Premesso che non è corretto né attendibile trarre sostanziali indicazioni da una gara di fine stagione giocata in condizioni fisiche e motivazionali non ideali, proviamo a focalizzare sensazioni e spunti di riflessione emersi nel corso dei novanta minuti.

La questione portiere è certamente delicata. Conosciamo statura tecnica, carisma, affidabilità di StefanoSorrentino. Così come è nota la sua voglia assoluta di continuare a recitare da protagonista. Se il Palermo dovesse decidere di privarsi di lui lo farebbe in virtù di criteri patrimoniali, anagrafici ed economici.

L’ex Chievo è ancora, per rendimento e continuità, tra i migliori interpreti del ruolo in Italia. Prima di rinunciare a tale valore aggiunto a cuor leggero ci penseremmo non una ma cento volte.

Samir Ujkani, dopo anni all’ombra del collega, pretende che il tecnico gli dimostri sul campo la fiducia tanto decantata dal club.
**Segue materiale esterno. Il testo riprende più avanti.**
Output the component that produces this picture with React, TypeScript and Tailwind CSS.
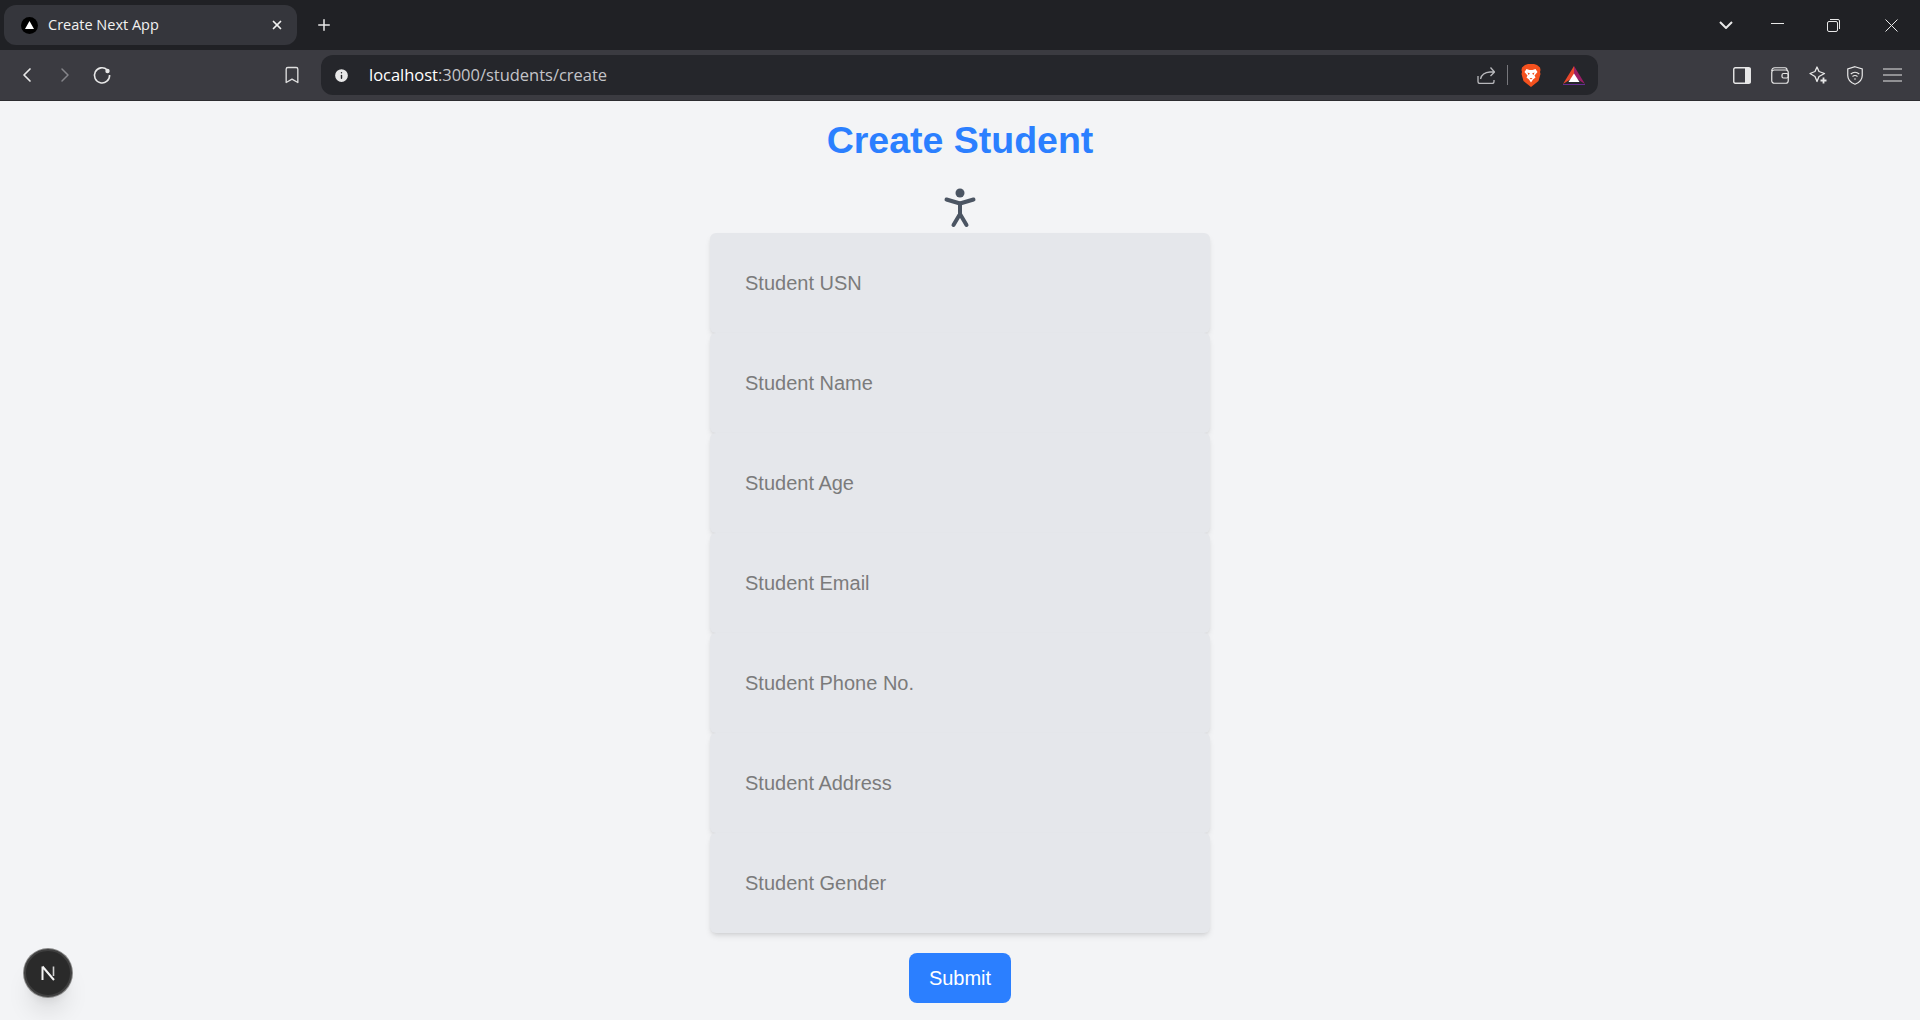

Contro l’Atalanta la sua prova non è parsa impeccabile. Fuori tempo e poco e reattivo in occasione del gol di Baselli, non particolarmente sicuro nell’ordinaria amministrazione, una buona uscita a chiudere su D’Alessandro nel finale. Al netto di pregi e difetti tecnici, traspare una scarsa serenità, figlia dell’innegabile scetticismo che aleggia in parte dell’ambiente in merito alla sua adeguatezza al ruolo di futuro titolare. Pesante fardello psicologico che il ragazzo dovrà essere in grado di sopportare e superare nel caso in cui il club dovesse optare per lui come prossimo custode della porta rosanero.

Capitolo Belotti. L’investitura da titolare sapeva di prove generali per la prossima stagione. Comprensibilmente arrugginito da tanta panchina, il gallo si è speso senza risparmiarsi mixando foga, generosità e confusione. Ribadendo caratteristiche e margini di miglioramento che, al momento, mal si conciliano con le tracce di gioco di questa squadra. Non dispone di doti tecniche tali da duettare sullo stretto con Vazquez, né possiede ad oggi visione e senso del gioco per fungere da sponda e contribuire in maniera organica alla cucitura delle trame offensive. Il gallo è un terminale vecchio stampo con notevoli potenzialità, talento da forgiare, attitudini ben precise. Ha forza e progressione nell’attaccare la profondità, risolutezza nei sedici metri. Va servito in verticale sul primo movimento o con cross dal fondo per esaltarne l’abilità nel gioco aereo. Lui deve affinare senza dubbio fondamentali, malizia nella difesa e copertura della sfera, acume nel vagliare l’opzione di giocata.

Il Palermo dovrà radicalmente mutare temi e sviluppo della sua fase offensiva per esaltarne le caratteristiche e connetterlo fattivamente alla manovra. Che non sarà più imperniata principalmente sul calcio geniale e bailado, tutto fraseggi, dribbling e magie sullo stretto, del duo argentino.

Questo sarà uno dei temi dominanti del prossimo ritiro estivo. Unitamente all'integrazione dei nuovi innesti da reperire sul mercato ed insieme alla definizione del ruolo di Robin Quaison. Trequartista? Seconda punta? Esterno alto? In attesa di scoprirlo, speriamo di vederlo in campo sempre più spesso, possibilmente nell’undici titolare.